This Chicago DUI Attorney chuckled today. She read this headline and shook her head in disbelief.
The Illinois State Police on Tuesday denied any racial bias in deciding when to ask permission to search cars during traffic stops and defended the searches as an effective law-enforcement tool.
But the American Civil Liberties Union of Illinois said state police ducked the basic question of why troopers are more likely to seek permission to search the cars of black and Hispanic drivers than of white drivers, even though searches of white drivers more often reveal contraband.
If police have reasonable grounds to suspect a crime, they do not need a driver's permission to search a car.

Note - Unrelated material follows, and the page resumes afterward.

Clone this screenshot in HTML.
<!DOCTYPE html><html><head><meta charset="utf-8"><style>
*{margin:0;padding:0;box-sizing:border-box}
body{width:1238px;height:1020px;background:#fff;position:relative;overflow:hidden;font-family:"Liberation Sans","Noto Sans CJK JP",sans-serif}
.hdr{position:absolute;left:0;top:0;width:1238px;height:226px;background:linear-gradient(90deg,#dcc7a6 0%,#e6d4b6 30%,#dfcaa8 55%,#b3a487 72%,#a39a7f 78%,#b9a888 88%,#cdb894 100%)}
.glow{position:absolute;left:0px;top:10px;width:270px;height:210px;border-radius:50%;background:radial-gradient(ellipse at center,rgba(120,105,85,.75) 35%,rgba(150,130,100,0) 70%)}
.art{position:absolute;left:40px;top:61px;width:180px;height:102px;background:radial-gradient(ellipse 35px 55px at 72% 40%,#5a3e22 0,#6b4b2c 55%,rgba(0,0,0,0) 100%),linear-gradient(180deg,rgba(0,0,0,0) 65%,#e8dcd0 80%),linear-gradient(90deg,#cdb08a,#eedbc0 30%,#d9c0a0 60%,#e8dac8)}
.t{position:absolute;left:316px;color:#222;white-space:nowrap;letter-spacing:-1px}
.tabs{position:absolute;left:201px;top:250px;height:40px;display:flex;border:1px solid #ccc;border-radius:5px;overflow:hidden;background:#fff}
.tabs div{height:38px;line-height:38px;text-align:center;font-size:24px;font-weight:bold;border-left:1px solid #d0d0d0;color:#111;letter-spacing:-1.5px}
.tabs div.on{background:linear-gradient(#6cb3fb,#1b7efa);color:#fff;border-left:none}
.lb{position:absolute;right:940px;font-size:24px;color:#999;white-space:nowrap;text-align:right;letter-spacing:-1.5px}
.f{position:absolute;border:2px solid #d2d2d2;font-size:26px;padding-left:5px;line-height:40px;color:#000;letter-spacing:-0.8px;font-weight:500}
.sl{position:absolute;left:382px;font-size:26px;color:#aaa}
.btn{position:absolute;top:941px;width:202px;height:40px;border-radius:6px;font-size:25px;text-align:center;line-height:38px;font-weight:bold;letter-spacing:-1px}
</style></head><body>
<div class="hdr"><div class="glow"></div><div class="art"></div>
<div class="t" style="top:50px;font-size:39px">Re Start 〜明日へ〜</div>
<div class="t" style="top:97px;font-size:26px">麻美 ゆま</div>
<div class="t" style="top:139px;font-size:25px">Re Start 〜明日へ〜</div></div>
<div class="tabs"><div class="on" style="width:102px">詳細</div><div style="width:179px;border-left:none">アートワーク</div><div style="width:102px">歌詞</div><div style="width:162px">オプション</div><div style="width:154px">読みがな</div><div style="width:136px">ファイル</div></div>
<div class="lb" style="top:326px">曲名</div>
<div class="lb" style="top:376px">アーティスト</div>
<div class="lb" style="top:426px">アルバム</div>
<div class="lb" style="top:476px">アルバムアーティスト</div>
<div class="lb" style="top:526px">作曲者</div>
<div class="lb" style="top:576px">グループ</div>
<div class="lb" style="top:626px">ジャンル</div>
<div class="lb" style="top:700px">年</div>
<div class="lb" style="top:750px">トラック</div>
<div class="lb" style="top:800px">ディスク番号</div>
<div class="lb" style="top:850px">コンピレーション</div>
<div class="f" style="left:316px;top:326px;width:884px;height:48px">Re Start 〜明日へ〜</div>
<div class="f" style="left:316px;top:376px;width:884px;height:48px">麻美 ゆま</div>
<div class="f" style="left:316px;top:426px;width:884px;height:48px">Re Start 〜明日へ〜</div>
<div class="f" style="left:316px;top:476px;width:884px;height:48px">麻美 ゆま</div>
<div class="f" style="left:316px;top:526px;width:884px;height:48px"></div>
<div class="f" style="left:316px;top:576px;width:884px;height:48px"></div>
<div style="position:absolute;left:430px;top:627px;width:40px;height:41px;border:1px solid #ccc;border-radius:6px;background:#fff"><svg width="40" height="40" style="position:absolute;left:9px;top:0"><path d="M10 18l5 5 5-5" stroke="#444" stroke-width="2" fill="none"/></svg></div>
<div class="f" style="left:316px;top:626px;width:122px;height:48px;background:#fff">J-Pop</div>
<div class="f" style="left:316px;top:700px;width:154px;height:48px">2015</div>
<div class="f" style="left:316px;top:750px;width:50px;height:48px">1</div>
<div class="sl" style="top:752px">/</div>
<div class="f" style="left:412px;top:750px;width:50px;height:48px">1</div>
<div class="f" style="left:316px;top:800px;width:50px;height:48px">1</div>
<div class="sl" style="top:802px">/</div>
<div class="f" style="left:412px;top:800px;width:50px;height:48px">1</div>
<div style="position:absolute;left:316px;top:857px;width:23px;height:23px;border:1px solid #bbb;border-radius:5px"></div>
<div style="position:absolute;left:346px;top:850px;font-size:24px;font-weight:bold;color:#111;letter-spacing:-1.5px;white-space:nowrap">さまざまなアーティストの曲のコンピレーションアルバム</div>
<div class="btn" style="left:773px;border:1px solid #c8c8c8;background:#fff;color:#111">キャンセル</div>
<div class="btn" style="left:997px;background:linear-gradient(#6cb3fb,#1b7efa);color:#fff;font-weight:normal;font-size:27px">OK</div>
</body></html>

Consent searches are used when police have no reason to suspect a crime but still want to conduct a search for some reason. Drivers don't have to allow the search but they do about nine times out of 10.
In defending consent searches, the state police said they seized 2,069 firearms, over 14,472 pounds of illegal drugs, and arrested thousands of motorists for serious crimes in 2009. They did not, however, say how many of those successes were a result of consent searches.
The ACLU's figures show only 177 state police consent searches produced any contraband, and more than half of it came from white drivers. Mostly what troopers found was alcohol and drug paraphernalia. They found weapons only 14 times and more than 50 grams of drugs only eight times.
Well, what do you think? Do the police stop people of color more frequently, than others or is that just a myth right up there with the Tooth Fairy?